Breidden Hill is a steep-sided hill in Powys, Wales, near the town of Welshpool. It is immediately surrounded by the villages of Trewern, Middletown, Criggion, Crew Green and Llandrinio. The peak of the hill reaches to 367 m. Footpaths which lead up to the summit provide excellent 360 degree views over Powys and over the border with England to the Shropshire Plain.

Breidden Hill is one of five peaks with neighbouring Moel y Golfa, which is the highest at 403 m, which is a "Marilyn", with a prominence of 261 m. The three others, which are all over 800 ft high, are Cefn y Castell (also known as Middletown Hill), Kempsters Hill and Bausley Hill with its Iron Age galleried fortification. The five hills are sometimes collectively known as the Breidden Hills, and form a northern extension of the Long Mountain.

There are remains of a British Iron Age hillfort which may have been the site of the last stand of Caractacus. Rodney's Pillar at the top was built by the gentlemen of Montgomeryshire who supplied oak wood from the area and shipped it down the River Severn (which runs nearby at Bausley with Criggion) to Bristol where Admiral Rodney's naval fleet was built.
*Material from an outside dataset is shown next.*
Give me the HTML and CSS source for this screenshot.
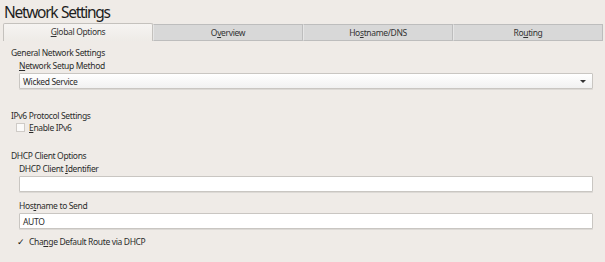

Rodney's Pillar is increasingly being used as a navigational aid by helicopter pilots in this area, due to its visibility from large areas of Wales. On 27 June 2018, a wildfire broke out on Breidden Hill, destroying an area of grassland close to Rodney's Pillar.

Beginning around 1789, for many years members of the Breidden Society, founded by John Dovaston (1740–1808), met near Rodney's Pillar for an annual festival of food, drink, poetry, and song; records of their meetings for 1809–15 are preserved at the Houghton Library of Harvard University (MS Eng 1168).

== Geology==
The hill is largely formed from a mass of gabbroic-dolerite which is exploited for roadstone at the large Criggion Quarry excavated into its western and northern sides. This rock was intruded into the mudstones of the surrounding Stone House Shales Formation in the form of a laccolith during the Ordovician period. An alternative interpretation is that the intrusion takes the form of a sill. A separate intrusion of andesitic magma forms Moel y Golfa whilst Middletown Hill and the lower summits to its northeast are formed from tuffs and volcaniclastic material which form the Caradoc age Bulthy Formation. The hills are largely devoid of superficial deposits though the low ground between the summits is mantled with glacial till.
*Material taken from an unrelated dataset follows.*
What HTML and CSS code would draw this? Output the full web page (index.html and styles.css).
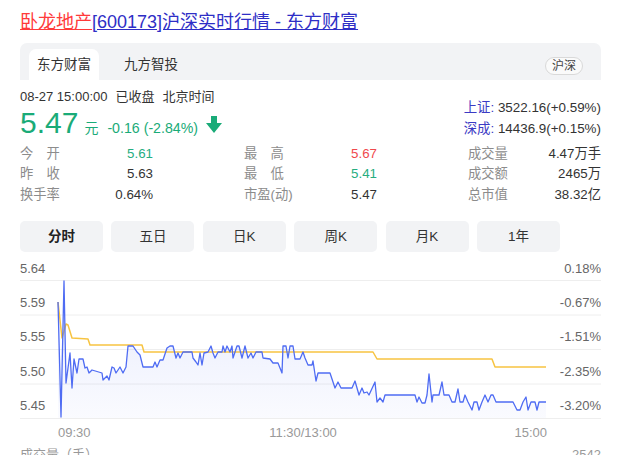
FILE: index.html
```html
<!DOCTYPE html>
<html lang="zh-CN">
<head>
<meta charset="utf-8">
<title>卧龙地产[600173]沪深实时行情 - 东方财富</title>
<link rel="stylesheet" href="styles.css">
</head>
<body>
<div class="page">
  <h1 class="title"><a class="name" href="#">卧龙地产</a><a class="rest" href="#">[600173]沪深实时行情 - 东方财富</a></h1>

  <div class="tabbar">
    <div class="tab active">东方财富</div>
    <div class="tab">九方智投</div>
    <div class="pill">沪深</div>
  </div>

  <div class="quote">
    <div class="quote-left">
      <div class="time"><span>08-27 15:00:00</span><span>已收盘</span><span>北京时间</span></div>
      <div class="price-row">
        <span class="price">5.47</span>
        <span class="unit">元</span>
        <span class="change">-0.16 (-2.84%)</span>
        <svg class="arrow" width="16" height="17" viewBox="0 0 16 17"><path d="M5 0H11V7H16L8 17L0 7H5Z" fill="#1aab78"/></svg>
      </div>
    </div>
    <div class="quote-right">
      <div class="idx"><span class="idx-name">上证:</span> 3522.16(+0.59%)</div>
      <div class="idx"><span class="idx-name">深成:</span> 14436.9(+0.15%)</div>
    </div>
  </div>

  <div class="stats">
    <div class="stat"><span class="lbl">今　开</span><span class="val green">5.61</span></div>
    <div class="stat"><span class="lbl">最　高</span><span class="val red">5.67</span></div>
    <div class="stat"><span class="lbl">成交量</span><span class="val">4.47万手</span></div>
    <div class="stat"><span class="lbl">昨　收</span><span class="val">5.63</span></div>
    <div class="stat"><span class="lbl">最　低</span><span class="val green">5.41</span></div>
    <div class="stat"><span class="lbl">成交额</span><span class="val">2465万</span></div>
    <div class="stat"><span class="lbl">换手率</span><span class="val">0.64%</span></div>
    <div class="stat"><span class="lbl">市盈(动)</span><span class="val">5.47</span></div>
    <div class="stat"><span class="lbl">总市值</span><span class="val">38.32亿</span></div>
  </div>

  <div class="periods">
    <div class="period current">分时</div>
    <div class="period">五日</div>
    <div class="period">日K</div>
    <div class="period">周K</div>
    <div class="period">月K</div>
    <div class="period">1年</div>
  </div>

  <svg class="chart" width="581" height="193" viewBox="0 0 581 193">
    <defs>
      <linearGradient id="area" x1="0" y1="0" x2="0" y2="1">
        <stop offset="0" stop-color="#5470f0" stop-opacity="0.14"/>
        <stop offset="1" stop-color="#5470f0" stop-opacity="0.03"/>
      </linearGradient>
    </defs>
    <g class="grid">
      <line x1="0" y1="28.5" x2="581" y2="28.5"/>
      <line x1="0" y1="63" x2="581" y2="63"/>
      <line x1="0" y1="97.5" x2="581" y2="97.5"/>
      <line x1="0" y1="132" x2="581" y2="132"/>
      <line x1="0" y1="166.5" x2="581" y2="166.5"/>
    </g>
    <g class="axis">
      <text x="0" y="20.5">5.64</text>
      <text x="0" y="54.5">5.59</text>
      <text x="0" y="89">5.55</text>
      <text x="0" y="123.5">5.50</text>
      <text x="0" y="158">5.45</text>
      <text x="581" y="20.5" text-anchor="end">0.18%</text>
      <text x="581" y="54.5" text-anchor="end">-0.67%</text>
      <text x="581" y="89" text-anchor="end">-1.51%</text>
      <text x="581" y="123.5" text-anchor="end">-2.35%</text>
      <text x="581" y="158" text-anchor="end">-3.20%</text>
    </g>
    <g class="times">
      <text x="38" y="184.5">09:30</text>
      <text x="283" y="184.5" text-anchor="middle">11:30/13:00</text>
      <text x="527" y="184.5" text-anchor="end">15:00</text>
    </g>
    <g transform="translate(-20,-252)">
      <polygon fill="url(#area)" points="58,302 61,417 64,281 66,383 70,353 72,388 74,359 77,373 79,359 83,359 85,368 87,367 89,373 92,370 102,373 103,380 107,376 109,380 112,367 114,368 116,373 120,367 123,373 126,367 128,346 133,346 137,352 140,355 143,367 153,367 155,362 157,367 160,360 163,360 167,348 170,346 173,346 176,358 178,353 180,358 183,352 192,352 193,358 196,362 198,365 200,353 202,365 204,353 208,352 211,346 213,353 215,358 218,352 222,352 223,346 225,352 227,346 230,352 232,346 233,358 237,346 239,346 242,358 245,346 248,358 251,353 253,358 256,352 262,352 263,358 270,359 273,363 278,363 282,373 283,346 286,346 288,358 290,346 293,346 295,359 300,359 303,352 305,358 308,365 312,365 313,361 316,381 318,373 330,373 335,388 338,382 341,388 352,388 355,381 357,388 359,395 362,388 364,393 367,392 369,395 375,382 377,402 380,398 383,402 385,395 415,395 417,402 419,397 422,403 425,403 427,395 429,374 432,402 433,395 439,395 442,382 444,395 449,395 452,402 455,402 458,389 460,402 463,402 465,395 468,402 472,410 474,402 477,402 479,410 482,402 485,395 488,402 491,395 493,395 496,402 513,402 517,410 520,410 523,402 526,397 528,410 531,402 535,402 537,410 539,402 546,402 546,418 58,418"/>
      <polyline class="avg" points="58,302 62,338 66,324 68,325 72,338 88,339 90,345 142,345 144,352 373,352 377,359 492,359 495,367 546,367"/>
      <polyline class="px" points="58,302 61,417 64,281 66,383 70,353 72,388 74,359 77,373 79,359 83,359 85,368 87,367 89,373 92,370 102,373 103,380 107,376 109,380 112,367 114,368 116,373 120,367 123,373 126,367 128,346 133,346 137,352 140,355 143,367 153,367 155,362 157,367 160,360 163,360 167,348 170,346 173,346 176,358 178,353 180,358 183,352 192,352 193,358 196,362 198,365 200,353 202,365 204,353 208,352 211,346 213,353 215,358 218,352 222,352 223,346 225,352 227,346 230,352 232,346 233,358 237,346 239,346 242,358 245,346 248,358 251,353 253,358 256,352 262,352 263,358 270,359 273,363 278,363 282,373 283,346 286,346 288,358 290,346 293,346 295,359 300,359 303,352 305,358 308,365 312,365 313,361 316,381 318,373 330,373 335,388 338,382 341,388 352,388 355,381 357,388 359,395 362,388 364,393 367,392 369,395 375,382 377,402 380,398 383,402 385,395 415,395 417,402 419,397 422,403 425,403 427,395 429,374 432,402 433,395 439,395 442,382 444,395 449,395 452,402 455,402 458,389 460,402 463,402 465,395 468,402 472,410 474,402 477,402 479,410 482,402 485,395 488,402 491,395 493,395 496,402 513,402 517,410 520,410 523,402 526,397 528,410 531,402 535,402 537,410 539,402 546,402"/>
    </g>
  </svg>

  <div class="vol-head"><span>成交量（手）</span><span>2542</span></div>
</div>
</body>
</html>
```

FILE: styles.css
```css
* { box-sizing: border-box; }
html, body { margin: 0; padding: 0; background: #fff; }
body {
  font-family: "Liberation Sans", "Noto Sans CJK SC", sans-serif;
  font-size: 13px;
  color: #333;
  overflow: hidden;
}
.page { width: 581px; margin-left: 20px; }

.title {
  margin: 10px 0 0;
  font-size: 18px;
  font-weight: normal;
  line-height: 24px;
  white-space: nowrap;
}
.title a { text-decoration: underline; }
.title .name { color: #ff3a3a; }
.title .rest { color: #2e2ec6; }

.tabbar {
  margin-top: 9px;
  height: 37px;
  background: #f2f3f5;
  border-radius: 7px 7px 0 0;
  padding: 6px 18px 0 9px;
  display: flex;
  align-items: flex-end;
  gap: 17px;
}
.tab {
  height: 31px;
  line-height: 31px;
  padding: 0 8px;
  font-size: 13.5px;
  color: #333;
}
.tab.active { background: #fff; border-radius: 7px 7px 0 0; }
.pill {
  margin-left: auto;
  align-self: center;
  margin-top: 3px;
  height: 18px;
  line-height: 16px;
  padding: 0 6px;
  border: 1px solid #d9d9d9;
  border-radius: 9px;
  background: #fafafa;
  font-size: 12px;
  color: #444;
}

.quote { display: flex; justify-content: space-between; margin-top: 7.5px; height: 55px; }
.time { line-height: 18px; font-size: 13px; color: #333; }
.time span { margin-right: 8px; }
.price-row { display: flex; align-items: baseline; height: 34px; line-height: 34px; color: #1aab78; }
.price { font-size: 30px; }
.unit { font-size: 14px; margin-left: 6px; }
.change { font-size: 14.2px; margin-left: 9px; }
.arrow { margin-left: 8px; }
.quote-right { padding-top: 9px; text-align: right; }
.idx { line-height: 21px; font-size: 13.4px; color: #333; }
.idx-name { color: #3b3bc4; }

.stats {
  margin-top: 1px;
  display: grid;
  grid-template-columns: repeat(3, 133px);
  justify-content: space-between;
  grid-auto-rows: 20.5px;
  font-size: 13.3px;
  line-height: 20.5px;
}
.stat { display: flex; justify-content: space-between; }
.lbl { color: #8c8c8c; }
.val { color: #333; }
.val.green { color: #27ad7f; }
.val.red { color: #f0484c; }

.periods {
  margin-top: 15.5px;
  display: grid;
  grid-template-columns: repeat(6, 83px);
  gap: 8.4px;
}
.period {
  height: 31px;
  line-height: 31px;
  text-align: center;
  background: #f2f3f5;
  border-radius: 5px;
  font-size: 13.5px;
  color: #333;
}
.period.current { font-weight: bold; color: #222; }

.chart { display: block; overflow: hidden; }
.grid line { stroke: #eeeeee; stroke-width: 1; }
.axis text { font-family: "Liberation Sans", sans-serif; font-size: 13px; fill: #666; }
.times text { font-family: "Liberation Sans", sans-serif; font-size: 13px; fill: #999; }
.avg { fill: none; stroke: #f7c442; stroke-width: 1.5; stroke-linejoin: round; }
.px { fill: none; stroke: #4f6cf3; stroke-width: 1.3; stroke-linejoin: round; }

.vol-head {
  display: flex;
  justify-content: space-between;
  line-height: 18px;
  margin-top: 1px;
  font-size: 13px;
  color: #999;
}
```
The quarry was already operating prior to the construction of a railway link in 1866, a line which continued to serve it until 1959. A key product in earlier years were road setts but crushed roadstone was the main output by 1912. It was operated as a single 200m high face before being benched in 1967. Output peaked at 350,000 tonnes a year in 1973. The presence of the minerals chlorite and epidote give the quarried rock its characteristic green colour. Material quarried in the upper part of the workings drops via a steep chute bored through the hill to a tunnel leading to the processing works below.